As LCD has reported, the UMWA urged the court not to permit the company to reject its collective bargaining agreements with the union or to terminate the healthcare benefits of retirees, calling the company’s proposals a “cruel joke” on mine workers, and arguing that the company has other avenues open to it to meet its financial goals without hurting these workers and retirees.
Under the company’s proposals, responsibility for union retirees’ healthcare benefits would be transferred to a voluntary employee benefits association (VEBA) that the company would fund with $15 million (see “Patriot Coal ‘exploring’ asset sales to address ‘fragile position’,” LCD, March 15, 2013). The company said the labor pact rejections and benefit modifications would save it $150 million annually.
According to the union, Patriot manipulated its financial goals in order to break the union. The union said that Patriot admitted “that it manufactured its EBITDA and liquidity crises…by setting the DIP covenants at levels that cannot be attained without the relief it demands from labor.”
But, the union said, the company’s assumption regarding coal prices was “probably wrong,” According to the union, coal prices and the company’s cash flow are expected to increase in both 2015 and 2016.
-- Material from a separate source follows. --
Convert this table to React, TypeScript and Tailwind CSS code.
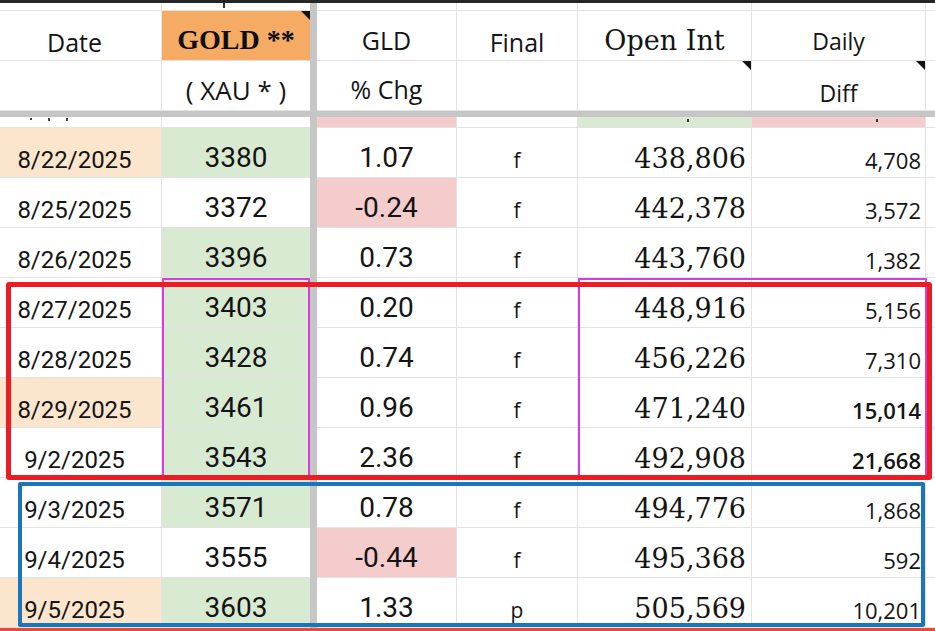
import React from 'react';

type Row = {
  date: string;
  dBg: string;
  gold: string;
  gBg: string;
  gld: string;
  lBg: string;
  fin: string;
  oi: string;
  diff: string;
  bold?: boolean;
};

const PEACH = 'bg-[#fce5cd]';
const GREEN = 'bg-[#d9ead3]';
const PINK = 'bg-[#f4cccc]';
const WHITE = 'bg-white';

const rows: Row[] = [
  { date: '8/22/2025', dBg: PEACH, gold: '3380', gBg: GREEN, gld: '1.07', lBg: WHITE, fin: 'f', oi: '438,806', diff: '4,708' },
  { date: '8/25/2025', dBg: WHITE, gold: '3372', gBg: WHITE, gld: '-0.24', lBg: PINK, fin: 'f', oi: '442,378', diff: '3,572' },
  { date: '8/26/2025', dBg: WHITE, gold: '3396', gBg: GREEN, gld: '0.73', lBg: WHITE, fin: 'f', oi: '443,760', diff: '1,382' },
  { date: '8/27/2025', dBg: WHITE, gold: '3403', gBg: GREEN, gld: '0.20', lBg: WHITE, fin: 'f', oi: '448,916', diff: '5,156' },
  { date: '8/28/2025', dBg: WHITE, gold: '3428', gBg: GREEN, gld: '0.74', lBg: WHITE, fin: 'f', oi: '456,226', diff: '7,310' },
  { date: '8/29/2025', dBg: PEACH, gold: '3461', gBg: GREEN, gld: '0.96', lBg: WHITE, fin: 'f', oi: '471,240', diff: '15,014', bold: true },
  { date: '9/2/2025', dBg: WHITE, gold: '3543', gBg: GREEN, gld: '2.36', lBg: WHITE, fin: 'f', oi: '492,908', diff: '21,668', bold: true },
  { date: '9/3/2025', dBg: WHITE, gold: '3571', gBg: GREEN, gld: '0.78', lBg: WHITE, fin: 'f', oi: '494,776', diff: '1,868' },
  { date: '9/4/2025', dBg: WHITE, gold: '3555', gBg: WHITE, gld: '-0.44', lBg: PINK, fin: 'f', oi: '495,368', diff: '592' },
  { date: '9/5/2025', dBg: PEACH, gold: '3603', gBg: GREEN, gld: '1.33', lBg: WHITE, fin: 'p', oi: '505,569', diff: '10,201' },
];

const GRID = 'border-b border-r border-[#e3e3e3]';
const GRIDB = 'border-b border-[#e3e3e3]';

function Tri() {
  return (
    <svg className="absolute top-0 right-0" width="9" height="9" viewBox="0 0 9 9">
      <polygon points="0,0 9,0 9,9" fill="#111" />
    </svg>
  );
}

function Divider() {
  return <div className="w-[7px] h-full bg-[#c6c6c6]" />;
}

export default function App() {
  return (
    <div className="relative w-[935px] h-[631px] overflow-hidden bg-white text-[#141414]">
      <div className="h-[3px] bg-[#262626]" />

      {/* top strip */}
      <div className="flex h-[8px]">
        <div className={`w-[162px] ${GRID}`} />
        <div className={`w-[148px] ${GRIDB}`}>
          <span className="block ml-[61px] w-[2px] h-[5px] bg-[#333]" />
        </div>
        <Divider />
        <div className={`w-[140px] ${GRID}`} />
        <div className={`w-[121px] ${GRID}`} />
        <div className={`w-[174px] ${GRID}`} />
        <div className={`w-[174px] ${GRID}`} />
        <div className={`flex-1 ${GRIDB}`} />
      </div>

      {/* header row 1 */}
      <div className="flex h-[50px] leading-none">
        <div className={`w-[162px] ${GRID} flex items-end justify-center pr-[12px] pb-[5px] font-['Open_Sans',sans-serif] text-[25px]`}>Date</div>
        <div className={`relative w-[148px] bg-[#f5ab63] ${GRIDB} flex items-end justify-center pb-[6px] font-['Liberation_Serif',serif] font-bold text-[28px] text-[#0d0d0d]`}>
          GOLD **
          <Tri />
        </div>
        <Divider />
        <div className={`w-[140px] ${GRID} flex items-end justify-center pb-[7px] font-['Open_Sans',sans-serif] text-[25px]`}>GLD</div>
        <div className={`w-[121px] ${GRID} flex items-end justify-center pb-[5px] font-['Open_Sans',sans-serif] text-[25px]`}>Final</div>
        <div className={`w-[174px] ${GRID} flex items-end justify-center pb-[6px] font-['DejaVu_Serif',serif] text-[27px]`}>Open Int</div>
        <div className={`w-[174px] ${GRID} flex items-end justify-center pb-[7px] font-['Open_Sans',sans-serif] text-[23px]`}>Daily</div>
        <div className={`flex-1 ${GRIDB}`} />
      </div>

      {/* header row 2 */}
      <div className="flex h-[50px] leading-none">
        <div className={`w-[162px] ${GRID}`} />
        <div className={`w-[148px] ${GRIDB} flex items-end justify-center pb-[7px] font-['Open_Sans',sans-serif] text-[26px]`}>( XAU * )</div>
        <Divider />
        <div className={`w-[140px] ${GRID} flex items-end justify-center pb-[8px] font-['Open_Sans',sans-serif] text-[25px]`}>% Chg</div>
        <div className={`w-[121px] ${GRID}`} />
        <div className={`relative w-[174px] ${GRID}`}>
          <Tri />
        </div>
        <div className={`relative w-[174px] ${GRID} flex items-end justify-center pb-[5px] font-['Open_Sans',sans-serif] text-[23px]`}>
          Diff
          <Tri />
        </div>
        <div className={`flex-1 ${GRIDB}`} />
      </div>

      {/* frozen divider */}
      <div className="h-[6px] bg-[#c6c6c6]" />

      {/* partial row */}
      <div className="flex h-[11px]">
        <div className={`w-[162px] ${GRID} flex items-start gap-[16px] pl-[30px] pt-[1px]`}>
          <span className="block w-[2px] h-[2px] bg-[#444]" />
          <span className="block w-[2px] h-[3px] bg-[#444]" />
          <span className="block w-[2px] h-[3px] bg-[#444]" />
        </div>
        <div className={`w-[148px] ${GRIDB}`} />
        <Divider />
        <div className={`w-[140px] ${PINK} ${GRID}`} />
        <div className={`w-[121px] ${GRID}`} />
        <div className={`w-[174px] ${GREEN} ${GRID} pl-[109px] pt-[2px]`}>
          <span className="block w-[2px] h-[3px] bg-[#333]" />
        </div>
        <div className={`w-[174px] ${PINK} ${GRID} pl-[124px] pt-[2px]`}>
          <span className="block w-[2px] h-[3px] bg-[#333]" />
        </div>
        <div className={`flex-1 ${GRIDB}`} />
      </div>

      {/* data rows */}
      {rows.map((r) => (
        <div key={r.date} className="flex h-[50px] leading-none">
          <div className={`w-[162px] ${r.dBg} ${GRID} flex items-end justify-center pr-[12px] pb-[5px] font-['Roboto',sans-serif] text-[24px]`}>{r.date}</div>
          <div className={`w-[148px] ${r.gBg} ${GRIDB} flex items-end justify-center pb-[5px] font-['Roboto',sans-serif] text-[28px]`}>{r.gold}</div>
          <Divider />
          <div className={`w-[140px] ${r.lBg} ${GRID} flex items-end justify-center pb-[5px] font-['Roboto',sans-serif] text-[28px]`}>{r.gld}</div>
          <div className={`w-[121px] bg-white ${GRID} flex items-end justify-center pb-[6px] font-['Open_Sans',sans-serif] text-[21px]`}>{r.fin}</div>
          <div className={`w-[174px] bg-white ${GRID} flex items-end justify-end pr-[5px] pb-[5px] font-['DejaVu_Serif',serif] text-[27px]`}>{r.oi}</div>
          <div className={`w-[174px] bg-white ${GRID} flex items-end justify-end pr-[4px] pb-[6px] font-['Open_Sans',sans-serif] text-[22px] ${r.bold ? 'font-semibold' : 'font-normal'}`}>{r.diff}</div>
          <div className={`flex-1 ${GRIDB}`} />
        </div>
      ))}

      <div className="h-[3px] bg-[#e54b3c]" />

      {/* highlight boxes */}
      <div className="absolute left-[162px] top-[278px] w-[148px] h-[200px] border-2 border-[#d23fdc]" />
      <div className="absolute left-[578px] top-[278px] w-[349px] h-[200px] border-2 border-[#d23fdc]" />
      <div className="absolute left-[6px] top-[282px] w-[926px] h-[198px] border-[5px] border-[#ec1c24] rounded-[3px]" />
      <div className="absolute left-[18px] top-[482px] w-[907px] h-[145px] border-4 border-[#1b75bb] rounded-[2px]" />
    </div>
  );
}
“There is no dispute that for debtors’ survival, concessions are necessary,” Judge Kathy Surratt-States wrote in her opinion. Still, the judge went on, “[t]his court cannot make heads nor tails of where the UMWA believes these additional savings could reasonably come. It appears that at times, the UMWA has merely made arbitrary reductions to debtors’ October 2012 business plan and then determined through self-consultation that those additional savings are ‘achievable.’ It goes without saying that proffers of this nature are insufficient for the court to accept.”
“There are several events that catalyzed [Patriot’s] bankruptcy filing,” Surratt-States wrote. “Above all other reasons however are the liabilities that debtors inherited from Peabody and Arch. [Patriot’s] retiree health care obligations are presently at astronomical levels. The estimated present value of debtors’ retiree benefit obligations exceeds $1.6 billion. Additionally, debtors inherited below-cost coal contracts from both Peabody and Arch whereby the cost to debtors to excavate and prepare the coal exceeds the price at which debtors must sell the coal. Consequently, the cost to debtors to service some of these below-market coal contracts has contributed to the deterioration of debtors’ finances.”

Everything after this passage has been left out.